> **DATA ENTRIES**

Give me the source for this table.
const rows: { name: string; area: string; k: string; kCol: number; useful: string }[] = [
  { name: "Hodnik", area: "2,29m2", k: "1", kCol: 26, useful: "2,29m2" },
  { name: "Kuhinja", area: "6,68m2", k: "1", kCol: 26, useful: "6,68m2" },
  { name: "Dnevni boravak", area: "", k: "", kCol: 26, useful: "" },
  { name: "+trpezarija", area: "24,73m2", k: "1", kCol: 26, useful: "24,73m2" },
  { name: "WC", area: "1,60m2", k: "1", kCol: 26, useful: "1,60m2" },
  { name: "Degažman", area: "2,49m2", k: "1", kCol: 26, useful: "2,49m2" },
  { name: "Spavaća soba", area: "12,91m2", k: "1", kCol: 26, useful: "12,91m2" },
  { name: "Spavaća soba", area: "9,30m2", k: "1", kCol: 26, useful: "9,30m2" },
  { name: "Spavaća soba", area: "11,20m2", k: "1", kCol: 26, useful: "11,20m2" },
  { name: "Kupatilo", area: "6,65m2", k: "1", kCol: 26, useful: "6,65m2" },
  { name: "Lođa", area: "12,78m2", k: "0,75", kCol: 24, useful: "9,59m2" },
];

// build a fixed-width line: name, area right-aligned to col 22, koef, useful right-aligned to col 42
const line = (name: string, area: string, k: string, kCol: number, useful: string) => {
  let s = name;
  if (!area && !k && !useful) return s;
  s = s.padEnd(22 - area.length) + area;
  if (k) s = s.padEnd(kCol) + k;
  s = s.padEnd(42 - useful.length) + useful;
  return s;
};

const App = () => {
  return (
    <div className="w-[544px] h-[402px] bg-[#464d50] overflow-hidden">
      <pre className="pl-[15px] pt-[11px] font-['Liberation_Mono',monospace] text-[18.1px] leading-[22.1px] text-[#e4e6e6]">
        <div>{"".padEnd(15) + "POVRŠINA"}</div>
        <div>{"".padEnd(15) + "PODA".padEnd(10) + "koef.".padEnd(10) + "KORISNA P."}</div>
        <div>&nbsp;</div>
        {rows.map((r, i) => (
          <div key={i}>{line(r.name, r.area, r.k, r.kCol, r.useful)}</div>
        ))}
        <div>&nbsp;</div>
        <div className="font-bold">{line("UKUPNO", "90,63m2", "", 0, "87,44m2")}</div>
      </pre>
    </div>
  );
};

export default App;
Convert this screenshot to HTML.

> **PROBLEM STATEMENT**
Every entry above needs to be quoted exactly.

> **FINISHED EXERCISE**
Give me the source for this table.
const rows: { name: string; area: string; k: string; kCol: number; useful: string }[] = [
  { name: "Hodnik", area: "2,29m2", k: "1", kCol: 26, useful: "2,29m2" },
  { name: "Kuhinja", area: "6,68m2", k: "1", kCol: 26, useful: "6,68m2" },
  { name: "Dnevni boravak", area: "", k: "", kCol: 26, useful: "" },
  { name: "+trpezarija", area: "24,73m2", k: "1", kCol: 26, useful: "24,73m2" },
  { name: "WC", area: "1,60m2", k: "1", kCol: 26, useful: "1,60m2" },
  { name: "Degažman", area: "2,49m2", k: "1", kCol: 26, useful: "2,49m2" },
  { name: "Spavaća soba", area: "12,91m2", k: "1", kCol: 26, useful: "12,91m2" },
  { name: "Spavaća soba", area: "9,30m2", k: "1", kCol: 26, useful: "9,30m2" },
  { name: "Spavaća soba", area: "11,20m2", k: "1", kCol: 26, useful: "11,20m2" },
  { name: "Kupatilo", area: "6,65m2", k: "1", kCol: 26, useful: "6,65m2" },
  { name: "Lođa", area: "12,78m2", k: "0,75", kCol: 24, useful: "9,59m2" },
];

// build a fixed-width line: name, area right-aligned to col 22, koef, useful right-aligned to col 42
const line = (name: string, area: string, k: string, kCol: number, useful: string) => {
  let s = name;
  if (!area && !k && !useful) return s;
  s = s.padEnd(22 - area.length) + area;
  if (k) s = s.padEnd(kCol) + k;
  s = s.padEnd(42 - useful.length) + useful;
  return s;
};

const App = () => {
  return (
    <div className="w-[544px] h-[402px] bg-[#464d50] overflow-hidden">
      <pre className="pl-[15px] pt-[11px] font-['Liberation_Mono',monospace] text-[18.1px] leading-[22.1px] text-[#e4e6e6]">
        <div>{"".padEnd(15) + "POVRŠINA"}</div>
        <div>{"".padEnd(15) + "PODA".padEnd(10) + "koef.".padEnd(10) + "KORISNA P."}</div>
        <div>&nbsp;</div>
        {rows.map((r, i) => (
          <div key={i}>{line(r.name, r.area, r.k, r.kCol, r.useful)}</div>
        ))}
        <div>&nbsp;</div>
        <div className="font-bold">{line("UKUPNO", "90,63m2", "", 0, "87,44m2")}</div>
      </pre>
    </div>
  );
};

export default App;
Convert this screenshot to HTML.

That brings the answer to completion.